The former Iraqi regime fell, Saddam Hussein had no connection to the 9/11 attacks or weapons of mass destruction (which for Washington and London were grounds for the invasion) and was tried and executed. Elections took place, however the country is hardly the beacon of democracy that Bush and Blair claimed it would be. The de-Baathfication and disbanding of the Iraqi army set in motion a flawed process that not only sowed the seeds of militancy and attracted al-Qaeda sympathisers and agents, but more importantly polarised the political landscape of the country. It also set off bloody sectarian fighting pitting Sunnis against Shi'as and the targeting of minorities.
“Iraqi officials purged the nation of the Baath Party through a sweeping, unfair process that contributed to destabilising the country, with many lasting impacts,” says David Tolbert, president of the New York based International Center for Transitional Justice.
To date, nearly 200,000 people have lost their lives in the violence (the vast majority of whom are Iraqi civilians) and about 1.6m Iraqis were internally displaced. The conflict has cost the US just over $800bn and when looking at the total bottom line, which takes into account costs for veterans of the war, the amount will exceed $2.2 trillion, according to a study by Brown University’s Watson Institute for International Studies.
“At the end of the day you have to ask yourself was it legitimate to go in? And if it was about regime change, I’m afraid that doesn’t make it legal,” John Prescott, deputy prime minister under Blair said this month.
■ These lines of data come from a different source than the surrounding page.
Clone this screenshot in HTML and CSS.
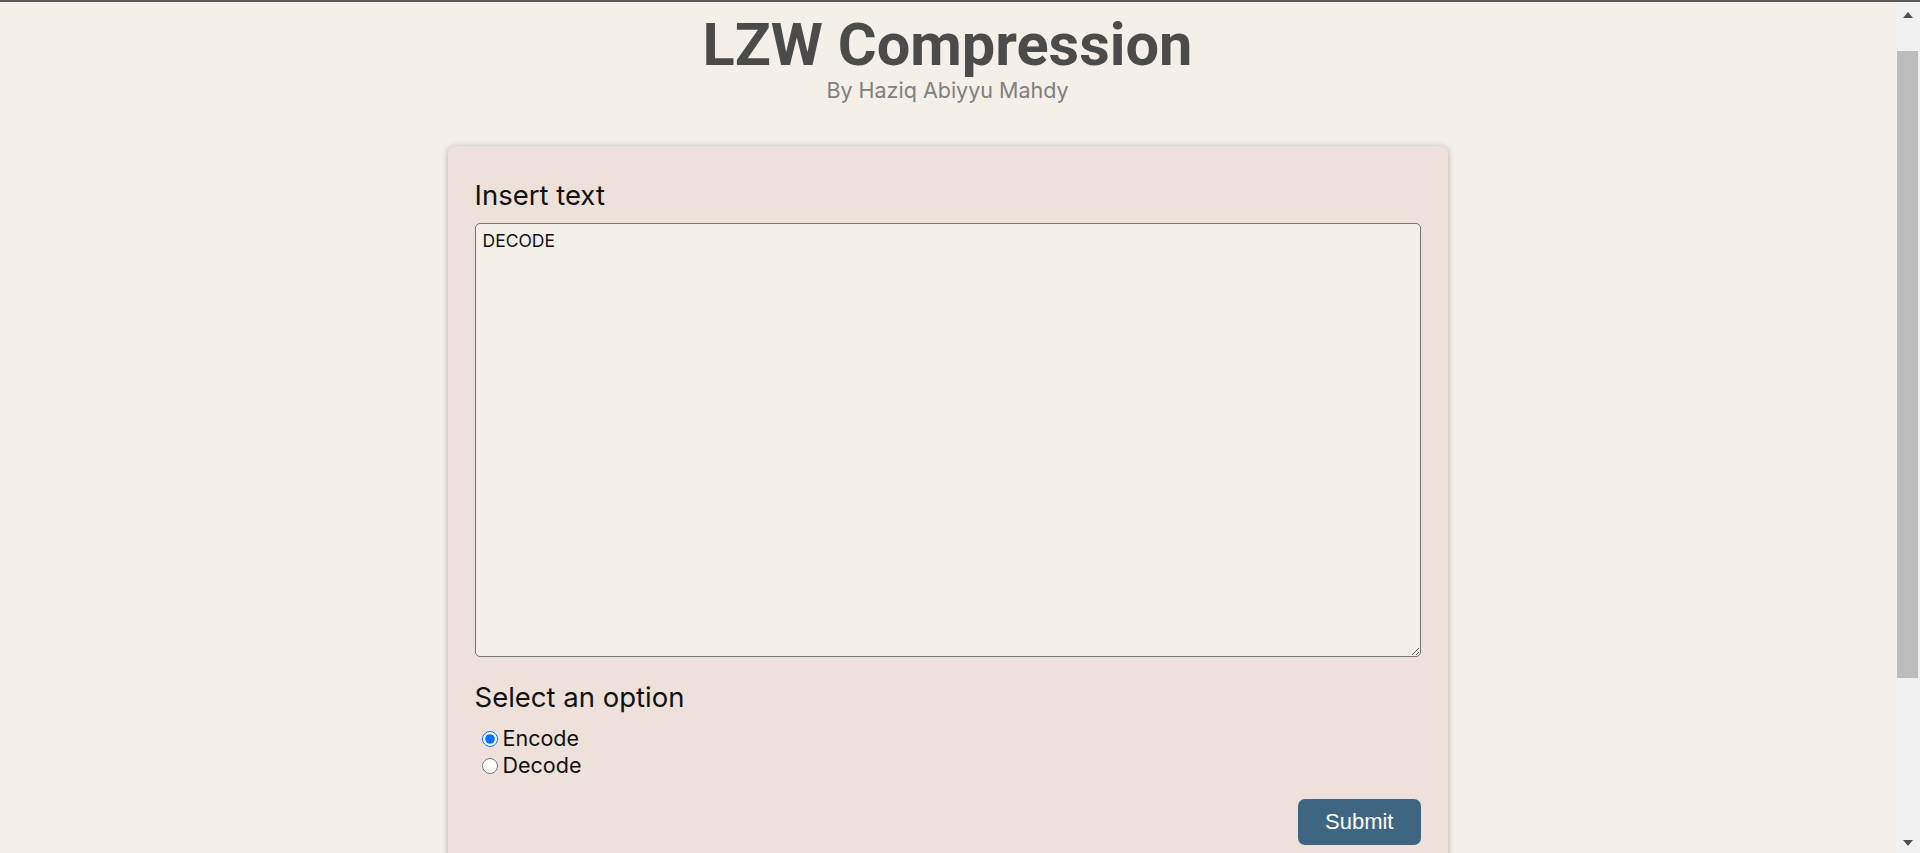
FILE: index.html
```html
<!DOCTYPE html>
<html lang="en">
<head>
<meta charset="utf-8">
<title>LZW Compression</title>
<link rel="stylesheet" href="styles.css">
</head>
<body>
<header class="top">
  <h1 class="title">LZW Compression</h1>
  <p class="subtitle">By Haziq Abiyyu Mahdy</p>
</header>
<main class="card">
  <form class="form">
    <label class="field-label" for="input">Insert text</label>
    <textarea id="input" class="text-input">DECODE</textarea>
    <p class="field-label field-label--spaced">Select an option</p>
    <div class="options">
      <label class="option"><input class="radio" type="radio" name="mode" checked>Encode</label>
      <label class="option"><input class="radio" type="radio" name="mode">Decode</label>
    </div>
    <div class="actions"><button type="button" class="submit">Submit</button></div>
  </form>
</main>
<div class="scrollbar" aria-hidden="true">
  <div class="scrollbar-btn scrollbar-btn--up"><span class="arrow arrow--up"></span></div>
  <div class="scrollbar-track"><div class="scrollbar-thumb"></div></div>
  <div class="scrollbar-btn scrollbar-btn--down"><span class="arrow arrow--down"></span></div>
</div>
</body>
</html>
```
FILE: styles.css
```css
html {
  border-top: 2px solid #5b5b5b;
  background: #f4efe9;
}
body {
  margin: 0;
  padding: 0 25px 243px 0;
  font-family: Inter, "Noto Sans", sans-serif;
  color: #111;
}
.top {
  padding-top: 13px;
  text-align: center;
}
.title {
  margin: 0;
  font-family: Roboto, "Liberation Sans", sans-serif;
  font-size: 59.5px;
  line-height: 60px;
  font-weight: 700;
  color: #4b4b4b;
}
.subtitle {
  margin: 2px 0 0;
  font-size: 21.5px;
  color: #808080;
}
.card {
  display: block;
  box-sizing: border-box;
  width: 1000px;
  margin: 43px auto 0;
  padding: 32px 27px 27px;
  background: #eee1da;
  border-radius: 7px;
  box-shadow: 0 1px 6px rgba(0, 0, 0, 0.28);
}
.form {
  display: flex;
  flex-direction: column;
}
.field-label {
  display: block;
  margin: 0;
  font-size: 27.5px;
  color: #111;
}
.field-label--spaced {
  margin-top: 23px;
}
.text-input {
  display: block;
  box-sizing: border-box;
  width: 100%;
  height: 434px;
  margin-top: 11px;
  padding: 6px 7px 4px;
  font-family: Inter, "Noto Sans", sans-serif;
  font-size: 17.5px;
  color: #111;
  background: #f4efe9;
  border: 1px solid #767676;
  border-radius: 5px;
}
.options {
  margin-top: 11px;
  display: flex;
  flex-direction: column;
}
.option {
  font-size: 21.5px;
  line-height: 27px;
  color: #111;
}
.radio {
  width: 16px;
  height: 16px;
  margin: 0 5px 0 7px;
  vertical-align: -1px;
}
.actions {
  display: flex;
  justify-content: flex-end;
  margin-top: 20px;
}
.submit {
  padding: 10px 27px;
  font-family: "Liberation Sans", Arial, sans-serif;
  font-size: 22px;
  color: #fff;
  background: #3e6682;
  border: 0;
  border-radius: 7px;
}
.scrollbar {
  position: fixed;
  top: 2px;
  right: 0;
  bottom: 0;
  width: 25px;
  display: flex;
  flex-direction: column;
  background: #f1f1f1;
}
.scrollbar-btn {
  display: flex;
  align-items: center;
  justify-content: center;
}
.scrollbar-btn--up {
  height: 26px;
}
.scrollbar-btn--down {
  height: 20px;
}
.scrollbar-track {
  flex: 1;
}
.scrollbar-thumb {
  height: 627px;
  margin: 23px 2px 0;
  background: #bcbcbc;
}
.arrow {
  width: 0;
  height: 0;
  border-left: 5.5px solid transparent;
  border-right: 5.5px solid transparent;
}
.arrow--up {
  border-bottom: 6px solid #505050;
}
.arrow--down {
  border-top: 6px solid #505050;
}
```
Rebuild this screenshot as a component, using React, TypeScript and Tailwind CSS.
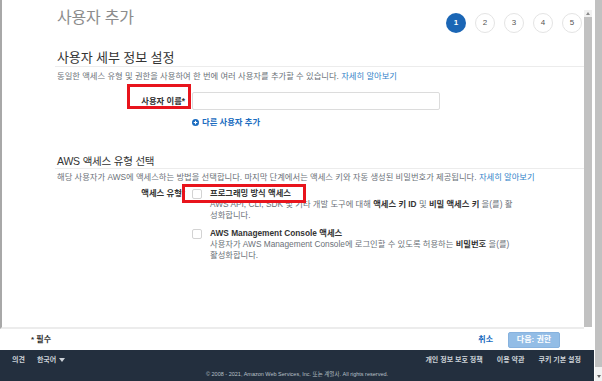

The impetus for change in the Arab world would come eight years later from a poor street vendor in Tunisia who would spark a wave of protests across the region after setting himself on fire. His death would not only end the 23-year rule of Tunisia’s long-term dictator Zine El Abidine Ben Ali but instigate revolts that toppled Egypt’s Hosni Mubarak and Libya’s Muammar Gaddafi, and forced Yemen’s president Ali Abdullah Saleh to step down after 33 years in power. After two years of unabated violence, the regime of Syria’s Bashar Al Assad’s is also teetering on collapse.
In Iraq, Saddam Hussein may be gone but the country remains in crisis from a political perspective, says Peter Harling of the International Crisis Group.
“Those who regret the previous era either don’t know or want to forget what it was really like,” he says. “An unbearable standstill has been replaced by a somewhat different, but equally appalling status quo. One would have hoped so much suffering would have served a better purpose.”
A public showdown with a Sunni deputy and former finance minister, sidelined by Shi'a Prime Minister Nouri Al Maliki has polarised the political landscape and renewed sectarian tensions which threaten the country’s stability. Opposition to Maliki’s rule has increased from both Sunnis and Kurds in the northern part of the country.